HERALD.ID, JAKARTA — Menilik kisah hidup KH Muhammad Thahir atau yang lebih kenal dengan Imam Lapeo memang tak pernah ada habisnya. Sebab beliau adalah ulama besar yang tak hanya dihormati, tapi juga melegenda bagi masyarakat di Sulawesi Barat.
Ulama yang hidup antara 1838-1952 tersebut tak sekadar mampu melanjutkan perjuangan para pendahulunya menyebarkan ajaran Islam di seantero Sulbar. Dia juga dikenal “sakti” karena memiliki sejumlah kelebihan yang diyakini masyarakat sampai sekarang.
Setidaknya itu dituliskan oleh Syarifuddin Muhsin dalam Perjalanan Hidup Imam Lapeo. Menurutnya terdapat 74 karamah (kelebihan) dalam kisah hidup Imam Lapeo. Sebagian di antaranya, berbicara dengan orang mati, menangkap ikan di laut tanpa kail, memendekkan kayu, menghardik jenazah, serta mengatasi doti (ilmu hitam).
Kendati demikian, tak banyak literatur yang mengisahkan secara mendalam keikutsertaan Imam Lapeo dalam memerangi kolonialisme Belanda dan Jepang di Tanah Mandar, kendati beliau tak diragukan memiliki peran besar dalam peristiwa tersebut.
Di bulan Ramadan ini, Sulbarkita.com ingin sedikit berbagi kisah tentang perjuangan tokoh Islam Imam Lapeo dalam merintis kemerdekaan.

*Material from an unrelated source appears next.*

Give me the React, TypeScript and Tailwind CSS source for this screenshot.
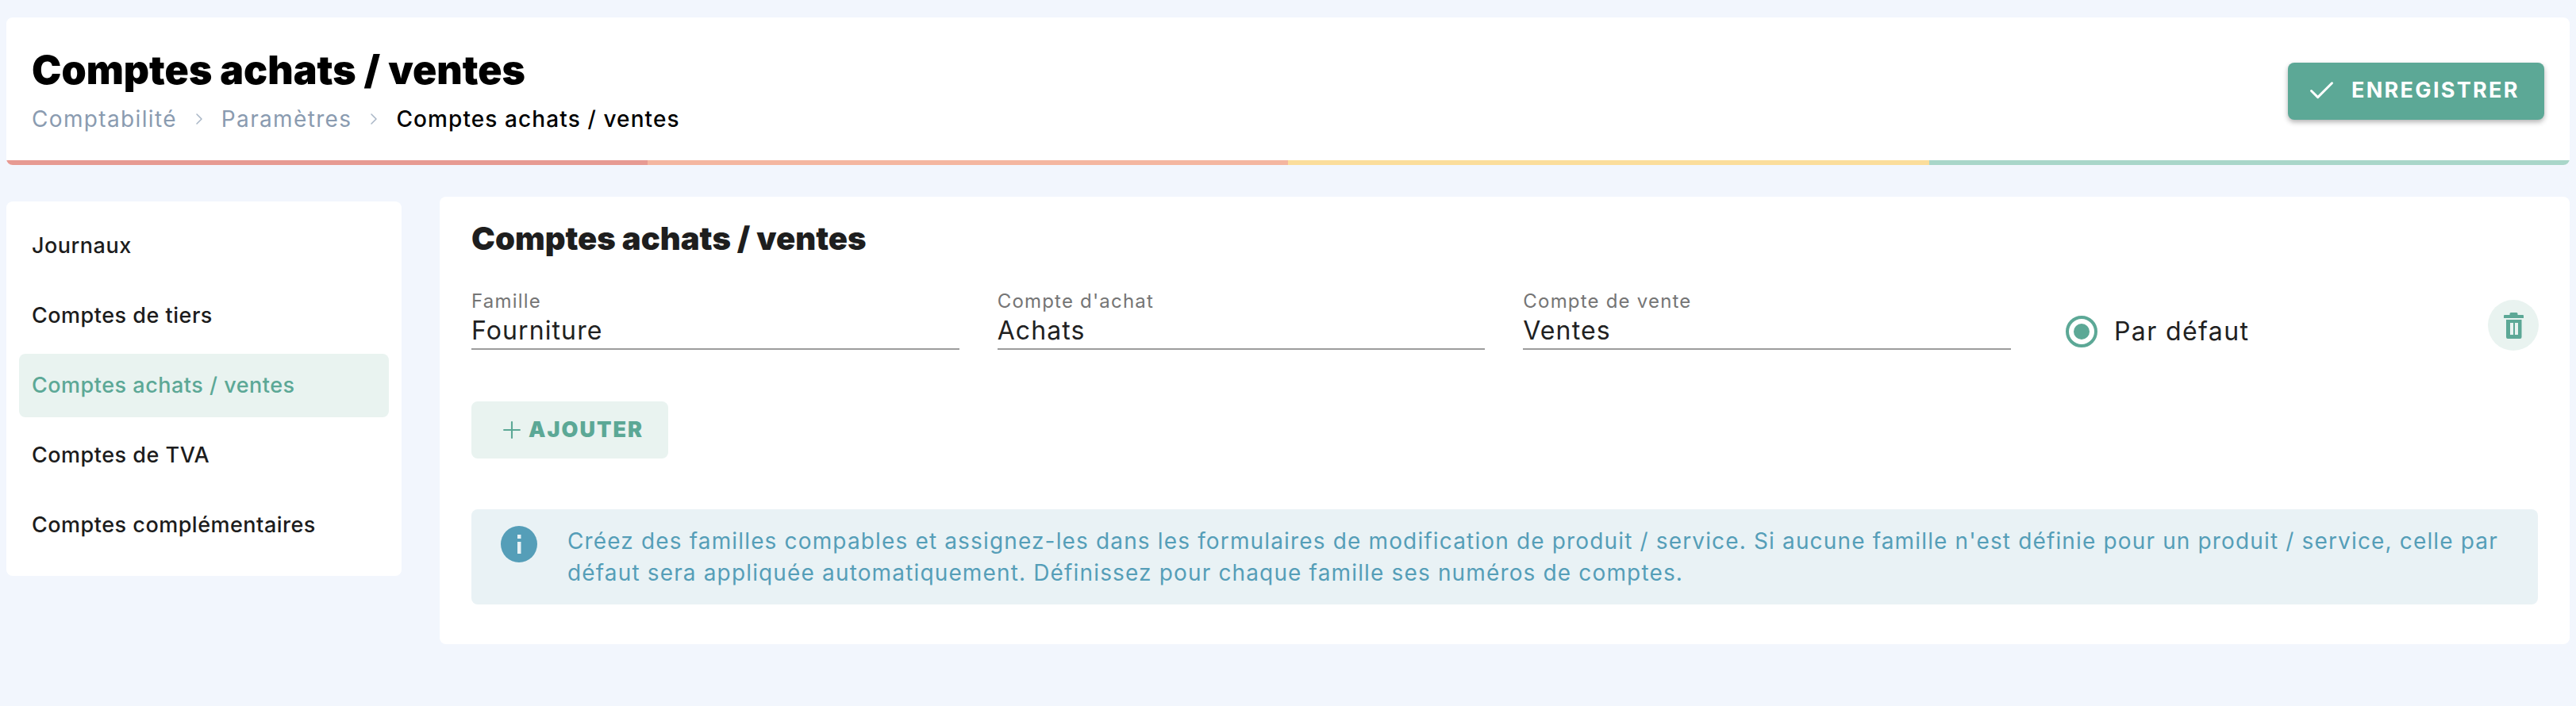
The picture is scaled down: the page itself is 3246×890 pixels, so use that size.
import { Check, ChevronRight, Plus } from 'lucide-react';

const menu = ['Journaux', 'Comptes de tiers', 'Comptes achats / ventes', 'Comptes de TVA', 'Comptes complémentaires'];

const fields = [
  { label: 'Famille', value: 'Fourniture' },
  { label: "Compte d'achat", value: 'Achats' },
  { label: 'Compte de vente', value: 'Ventes' },
];

function TrashIcon() {
  return (
    <svg viewBox="0 0 25 33" className="w-[25px] h-[33px]" fill="#5ca896">
      <path d="M9 0h7a1.5 1.5 0 0 1 1.5 1.5V3H24a1 1 0 0 1 1 1v3H0V4a1 1 0 0 1 1-1h6.500V1.500A1.500 1.500 0 0 1 9 0z" />
      <path fillRule="evenodd" d="M3 9h19.500v22a2 2 0 0 1-2 2H5a2 2 0 0 1-2-2V9zm5 4v15h4V13H8zm6 0v15h4V13h-4z" />
    </svg>
  );
}

function InfoIcon() {
  return (
    <svg viewBox="0 0 46 46" className="w-[46px] h-[46px] shrink-0 mt-[1px]">
      <circle cx="23" cy="23" r="23" fill="#559eb8" />
      <rect x="21" y="11" width="4.5" height="5" fill="#e9f2f5" />
      <rect x="21" y="20" width="4.5" height="15" fill="#e9f2f5" />
    </svg>
  );
}

export default function App() {
  return (
    <div className="h-[890px] bg-[#f2f6fd] px-2 pt-[22px] font-['Inter',sans-serif]">
      <header className="h-[186px] bg-white rounded-lg overflow-hidden flex flex-col">
        <div className="flex-1 flex items-center justify-between pl-[32px] pr-[32px]">
          <div>
            <h1 className="text-[50px] leading-[64px] font-black text-black mt-[2px]">Comptes achats / ventes</h1>
            <nav className="flex items-center text-[28px] leading-[42px] mt-[9px] tracking-[1.1px]">
              <span className="text-[#8a9bb0] tracking-[1.35px]">Comptabilité</span>
              <ChevronRight className="w-[24px] h-[24px] mx-[16px] text-[#a9b6c6]" strokeWidth={1.5} />
              <span className="text-[#8a9bb0] tracking-[1.35px]">Paramètres</span>
              <ChevronRight className="w-[24px] h-[24px] mx-[16px] text-[#a9b6c6]" strokeWidth={1.5} />
              <span className="text-black font-medium">Comptes achats / ventes</span>
            </nav>
          </div>
          <button className="w-[323px] h-[72px] mt-[5px] rounded-lg bg-[#5ca896] text-white flex items-center pl-[23px] shadow-[0_3px_6px_rgba(0,0,0,0.3)]">
            <Check className="w-[39px] h-[39px]" strokeWidth={1.8} />
            <span className="ml-[18px] text-[27px] font-bold tracking-[2.3px]">ENREGISTRER</span>
          </button>
        </div>
        <div className="h-[6px] grid grid-cols-4">
          <div className="bg-[#e79a92]" />
          <div className="bg-[#f4b6a0]" />
          <div className="bg-[#fbdd9b]" />
          <div className="bg-[#a9d6c9]" />
        </div>
      </header>

      <div className="flex items-start gap-[48px] mt-[40px]">
        <aside className="w-[498px] mt-[6px] bg-white rounded-lg p-[16px] flex flex-col gap-[8px] pb-[24px]">
          {menu.map((item, i) => (
            <div
              key={item}
              className={
                i === 2
                  ? 'h-[80px] flex items-center pl-[16px] rounded-lg bg-[#e9f3f0] text-[#5ca896] text-[27px] font-medium tracking-[0.5px]'
                  : 'h-[80px] flex items-center pl-[16px] text-[#1c1c1c] text-[27px] font-medium tracking-[0.5px]'
              }
            >
              {item}
            </div>
          ))}
        </aside>

        <main className="flex-1 h-[564px] bg-white rounded-lg pl-[40px] pr-[40px] pt-[27px]">
          <h2 className="text-[40px] leading-[52px] font-black text-[#1e1e1e]">Comptes achats / ventes</h2>
          <div className="flex items-start mt-[38px] h-[110px]">
            <div className="flex gap-[48px]">
              {fields.map((f) => (
                <div key={f.label} className="w-[614.67px] border-b-2 border-[#9c9c9c]">
                  <div className="text-[24px] leading-[30px] text-[#757575] tracking-[1.2px]">{f.label}</div>
                  <div className="text-[32px] leading-[44px] text-[#212121] tracking-[1.1px]">{f.value}</div>
                </div>
              ))}
            </div>
            <label className="flex items-center ml-[69px] mt-[33px]">
              <span className="w-[40px] h-[40px] rounded-full border-4 border-[#5ca896] flex items-center justify-center">
                <span className="w-[20px] h-[20px] rounded-full bg-[#5ca896]" />
              </span>
              <span className="ml-[21px] text-[32px] leading-[40px] text-[#212121] tracking-[1.4px]">Par défaut</span>
            </label>
            <button className="w-[64px] h-[64px] ml-auto mr-[-1px] mt-[13px] rounded-full bg-[#e9f3f0] flex items-center justify-center">
              <TrashIcon />
            </button>
          </div>
          <button className="mt-[31px] w-[248px] h-[72px] rounded-lg bg-[#e9f3f0] text-[#5ca896] flex items-center pl-[34px]">
            <Plus className="w-[34px] h-[34px]" strokeWidth={1.5} />
            <span className="ml-[4px] text-[27px] font-black tracking-[2px]">AJOUTER</span>
          </button>
          <div className="mt-[64px] h-[120px] rounded-lg bg-[#e9f2f5] flex items-start pl-[37px] pt-[20px] gap-[38px]">
            <InfoIcon />
            <p className="text-[28px] leading-[40px] text-[#559eb8] tracking-[1.15px]">
              Créez des familles compables et assignez-les dans les formulaires de modification de produit / service. Si aucune famille n'est définie pour un produit / service, celle par
              <br />
              défaut sera appliquée automatiquement. Définissez pour chaque famille ses numéros de comptes.
            </p>
          </div>
        </main>
      </div>
    </div>
  );
}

Muhammad Yusuf Naim dalam Ajaran Imam Lapeo (2008: 42-43) menyebutkan Imam Lapeo adalah salah satu inspirasi lahirnya organisasi gerakan masyarakat bernama Kebaktian Rahasia Islam (KRIS) Muda. Organisasi inilah yang menjadi wadah perjuangan sebagian besar tokoh di Sulbar prakemerdekaan.
Dalam KRIS Muda, Imam Lapeo berada pada posisi unsur ulama, unsur lain di luar unsur kepemudaan yang diisi sejumlah tokoh seperti RA. Daud, AR. Tamma, Yahyaddin Puang Lembang, serta unsur bangsawan/Raja yang ditempati oleh Andi Depu. Sehingga sejatinya, perjuangan Imam Lapeo bisa disejajarkan dengan Andi Depu, peraih predikat Pahlawan Nasional asal Sulbar pada 2018.

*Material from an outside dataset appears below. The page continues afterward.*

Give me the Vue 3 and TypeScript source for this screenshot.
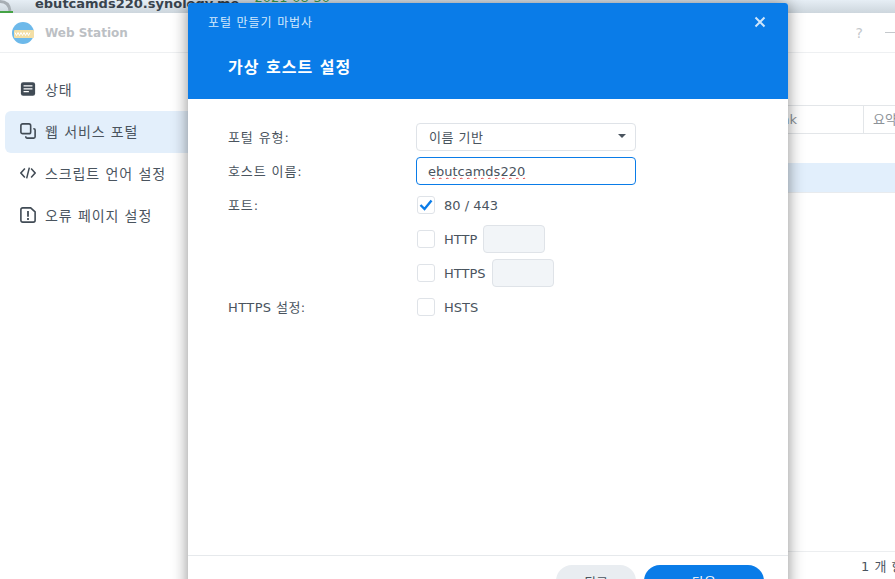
<script setup lang="ts">
interface NavItem { label: string; icon: string; active?: boolean }
const nav: NavItem[] = [
  { label: '상태', icon: 'status' },
  { label: '웹 서비스 포털', icon: 'portal', active: true },
  { label: '스크립트 언어 설정', icon: 'code' },
  { label: '오류 페이지 설정', icon: 'error' },
]
</script>

<template>
  <div class="page">
    <div class="strip">
      <svg class="lock" width="13" height="13" viewBox="0 0 13 13">
        <path d="M0 1.500Q9 1.500 10 11" fill="none" stroke="#a7aeb4" stroke-width="3" />
        <path d="M0 12h13" stroke="#45a345" stroke-width="2" />
      </svg>
      <span class="host">ebutcamds220.synology.me</span>
      <span class="date">2021-08-30</span>
    </div>

    <div class="window">
      <header class="win-head">
        <svg class="logo" width="24" height="24" viewBox="0 0 24 24">
          <circle cx="12" cy="12" r="11" fill="#6db9ea" />
          <rect x="3" y="9" width="20" height="8" rx="1" fill="#f3dfa6" />
          <path d="M4 11.500l1.500 3 1.500-3 1.500 3 1.500-3 1.500 3 1.500-3 1.500 3 1.500-3 1.500 3 1.500-3" fill="none" stroke="#fff" stroke-width="1" />
        </svg>
        <span class="win-title">Web Station</span>
        <span class="help">?</span>
        <span class="minimize"></span>
      </header>

      <div class="win-body">
        <aside class="side">
          <div v-for="item in nav" :key="item.label" class="nav-item" :class="{ active: item.active }">
            <svg class="nav-icon" width="16" height="16" viewBox="0 0 18 18">
              <template v-if="item.icon === 'status'">
                <rect x="1" y="1.500" width="16" height="15" rx="2.500" fill="#414b55" />
                <path d="M4 5.500h10M4 8.800h10M4 12h6" stroke="#fff" stroke-width="1.500" />
              </template>
              <template v-else-if="item.icon === 'portal'">
                <rect x="1" y="1" width="11" height="11" rx="2" fill="none" stroke="#414b55" stroke-width="1.800" />
                <path d="M15 6.500h.5a1.500 1.500 0 0 1 1.500 1.500v7.500a1.500 1.500 0 0 1-1.500 1.500H8a1.500 1.500 0 0 1-1.500-1.500V15" fill="none" stroke="#414b55" stroke-width="1.800" />
              </template>
              <template v-else-if="item.icon === 'code'">
                <path d="M5.500 4L1 9l4.500 5M12.500 4L17 9l-4.500 5M10.500 3L7.500 15" fill="none" stroke="#414b55" stroke-width="1.700" />
              </template>
              <template v-else>
                <path d="M3 1h9l5 4.500V15a2 2 0 0 1-2 2H3a2 2 0 0 1-2-2V3a2 2 0 0 1 2-2z" fill="none" stroke="#414b55" stroke-width="1.800" />
                <path d="M9 4.500v6.500M9 12.500v2" stroke="#414b55" stroke-width="2" />
              </template>
            </svg>
            <span>{{ item.label }}</span>
          </div>
        </aside>

        <main class="main">
          <div class="table-head">
            <div class="col-first">Link</div>
            <div class="col-last">요약</div>
          </div>
          <div class="table-row"></div>
          <div class="table-row selected"></div>
          <div class="table-space"></div>
          <div class="table-foot">1 개 항목</div>
        </main>
      </div>
    </div>

    <section class="dialog">
      <header class="dlg-head">
        <div class="dlg-top">
          <span class="dlg-title">포털 만들기 마법사</span>
          <svg class="dlg-close" width="12" height="12" viewBox="0 0 12 12">
            <path d="M1.500 1.500l9 9M10.500 1.500l-9 9" stroke="#cfe6fb" stroke-width="2" />
          </svg>
        </div>
        <h1 class="dlg-sub">가상 호스트 설정</h1>
      </header>

      <div class="form">
        <label class="f-label">포털 유형:</label>
        <div class="select"><span>이름 기반</span><i class="caret"></i></div>

        <label class="f-label">호스트 이름:</label>
        <input class="text-input" value="ebutcamds220" />

        <label class="f-label">포트:</label>
        <div class="check-row">
          <span class="box">
            <svg width="14" height="12" viewBox="0 0 14 12"><path d="M1.500 6l4 4 7-8.500" fill="none" stroke="#0a7ce8" stroke-width="2.400" /></svg>
          </span>
          <span>80 / 443</span>
        </div>

        <span></span>
        <div class="check-row"><span class="box"></span><span>HTTP</span><span class="mini"></span></div>

        <span></span>
        <div class="check-row"><span class="box"></span><span>HTTPS</span><span class="mini"></span></div>

        <label class="f-label tight">HTTPS 설정:</label>
        <div class="check-row"><span class="box"></span><span>HSTS</span></div>
      </div>

      <footer class="dlg-foot">
        <button class="btn back">뒤로</button>
        <button class="btn next">다음</button>
      </footer>
    </section>
  </div>
</template>

<style>
html, body { margin: 0; background: #fff; }
</style>

<style scoped>
.page {
  position: relative;
  width: 895px;
  height: 579px;
  overflow: hidden;
  font-family: "DejaVu Sans", "Noto Sans CJK KR", sans-serif;
  font-size: 13px;
  color: #4a545e;
  display: flex;
  flex-direction: column;
  background: #fff;
}
.strip {
  height: 13px;
  flex: none;
  display: flex;
  align-items: flex-end;
  overflow: hidden;
  background: linear-gradient(#e6eef5, #cdd6dd);
  position: relative;
}
.lock { flex: none; margin-right: 22px; }
.host {
  font-weight: 700;
  font-size: 13px;
  line-height: 13px;
  color: #39434d;
  white-space: nowrap;
  position: relative;
  top: -3px;
}
.date {
  margin-left: 15px;
  font-size: 13px;
  line-height: 13px;
  color: #3fa34d;
  white-space: nowrap;
  position: relative;
  top: -9px;
}
.window {
  flex: 1;
  min-height: 0;
  display: flex;
  flex-direction: column;
  background: #fff;
}
.win-head {
  height: 39px;
  flex: none;
  display: flex;
  align-items: center;
  padding-left: 11px;
  border-bottom: 1px solid #eef0f2;
  position: relative;
}
.logo { margin-right: 10px; flex: none; }
.win-title { font-weight: 700; font-size: 12px; color: #bcc0c4; flex: 1; }
.help { color: #c4c8cc; font-size: 14px; margin-right: 22px; }
.minimize { width: 12px; height: 1.500px; background: #c4c8cc; margin-right: -2px; }
.win-body { flex: 1; min-height: 0; display: flex; }
.side { width: 188px; flex: none; padding: 16px 0 0 5px; box-sizing: border-box; }
.nav-item {
  height: 42px;
  box-sizing: border-box;
  display: flex;
  align-items: center;
  padding: 0 0 2px 15px;
  gap: 9px;
  border-radius: 6px 0 0 6px;
  white-space: nowrap;
  font-size: 14px;
  letter-spacing: 0.900px;
}
.nav-item.active { background: #e3effb; }
.nav-icon { flex: none; }
.main { flex: 1; min-width: 0; display: flex; flex-direction: column; padding-top: 52px; }
.table-head {
  height: 27px;
  flex: none;
  display: flex;
  align-items: center;
  border-top: 1px solid #e3e6e9;
  border-bottom: 1px solid #e3e6e9;
  color: #8c9298;
  white-space: nowrap;
  overflow: hidden;
}
.col-first { flex: 1; text-align: right; padding-right: 66px; }
.col-last {
  width: 32px;
  flex: none;
  height: 100%;
  line-height: 27px;
  box-sizing: border-box;
  padding-left: 9px;
  border-left: 1px solid #e3e6e9;
}
.table-row { height: 29px; flex: none; }
.table-row.selected { background: #e2effc; border-bottom: 1px solid #e8ebee; }
.table-space { flex: 1; }
.table-foot {
  height: 27px;
  flex: none;
  border-top: 1px solid #eceef0;
  padding-left: 673px;
  color: #4a545e;
  white-space: nowrap;
  overflow: hidden;
  line-height: 29px;
  letter-spacing: 0.500px;
}
.dialog {
  position: absolute;
  left: 188px;
  top: 3px;
  width: 600px;
  height: 610px;
  background: #fff;
  border-radius: 3px 3px 0 0;
  box-shadow: 0 0 16px rgba(0, 0, 0, 0.45);
  display: flex;
  flex-direction: column;
}
.dlg-head {
  height: 96px;
  flex: none;
  background: #0a7ce8;
  border-radius: 3px 3px 0 0;
  color: #fff;
  box-sizing: border-box;
}
.dlg-top {
  height: 38px;
  display: flex;
  align-items: center;
  justify-content: space-between;
  padding: 0 22px 0 20px;
}
.dlg-title { font-size: 12px; color: #d3e8fc; letter-spacing: 0.900px; position: relative; top: -1px; }
.dlg-sub {
  margin: 15px 0 0 40px;
  font-size: 16px;
  line-height: 24px;
  font-weight: 700;
  letter-spacing: 1px;
}
.form {
  padding: 24px 0 0 40px;
  display: grid;
  grid-template-columns: 188px 220px;
  grid-auto-rows: 28px;
  row-gap: 6px;
  align-items: center;
  flex: none;
}
.f-label { letter-spacing: 0.900px; white-space: nowrap; position: relative; top: -1px; }
.f-label.tight { letter-spacing: 0.400px; }
.select, .text-input {
  width: 220px;
  height: 28px;
  box-sizing: border-box;
  border-radius: 4px;
  font: inherit;
  color: inherit;
  background: #fff;
}
.select {
  padding: 0 12px 2px;
  border: 1px solid #dfe3e8;
  display: flex;
  align-items: center;
  justify-content: space-between;
  letter-spacing: 0.500px;
}
.caret {
  width: 0;
  height: 0;
  border-left: 4.500px solid transparent;
  border-right: 4.500px solid transparent;
  border-top: 4px solid #4a545e;
  margin-right: -3px;
}
.text-input {
  padding: 0 11px;
  border: 1px solid #0a7ce8;
  outline: none;
  text-decoration: underline wavy #e23b3b 1px;
}
.check-row { display: flex; align-items: center; white-space: nowrap; }
.box {
  width: 18px;
  height: 18px;
  flex: none;
  box-sizing: border-box;
  border: 1px solid #dfe3e8;
  border-radius: 3px;
  margin: 0 9px 0 1px;
  display: flex;
  align-items: center;
  justify-content: center;
}
.mini {
  width: 62px;
  height: 28px;
  box-sizing: border-box;
  margin-left: 6px;
  border: 1px solid #dfe3e8;
  border-radius: 4px;
  background: #f2f5f8;
}
.dlg-foot {
  margin-top: auto;
  height: 58px;
  flex: none;
  box-sizing: border-box;
  border-top: 1px solid #e6e9ec;
  padding: 9px 24px 0 0;
  display: flex;
  justify-content: flex-end;
  align-items: flex-start;
  gap: 8px;
}
.btn {
  height: 32px;
  border: none;
  border-radius: 16px;
  font: inherit;
  padding: 0;
}
.back { width: 80px; background: #e9edf1; color: #4a545e; }
.next { width: 120px; background: #0a7ce8; color: #fff; }
</style>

Sayangnya tak banyak yang menulis sepak terjang Imam Lapeo di KRIS Muda. Laily Mansur dalam Ajaran dan Teladan Para Sufi (2002:205) hanya menyebutkan bahwa posisi Imam Lapeo sebagai ulama di KRIS Muda tersebut membuatnya memiliki visi-misi yang sejajar dengan Syekh Syadziliyah, salah satu ulama besar Islam, yang menghadapi imperialisme serta pertempuran Manshurah (perang melawan tentara salib sekitar 1250 Masehi).

Visi-misi Syadziliyah tergambar dalam Syekh Abu Al-Hasan Al Syadziliyah, Kisah Hidup Sang Wali dan Pesan-Pesan yang Menghidupkan Hati (2014:33) karya Makmun Gharib. Disebutkan Syekh Syadziliyah adalah seorang mujahid sejati yang rela turun ke jalan menyamangati penduduk agar bergabung dengan pasukan muslim di medan perang melawan pasukan salib yang dipimpin Louis IX.
Syadziliyah tak mau menjadikan ritual ibadah dan zikir sebagai dalih menghindari perang. Ia memilih berada pada barisan paling depan melawan pasukan Salib yang terkenal cukup kuat di masa tersebut.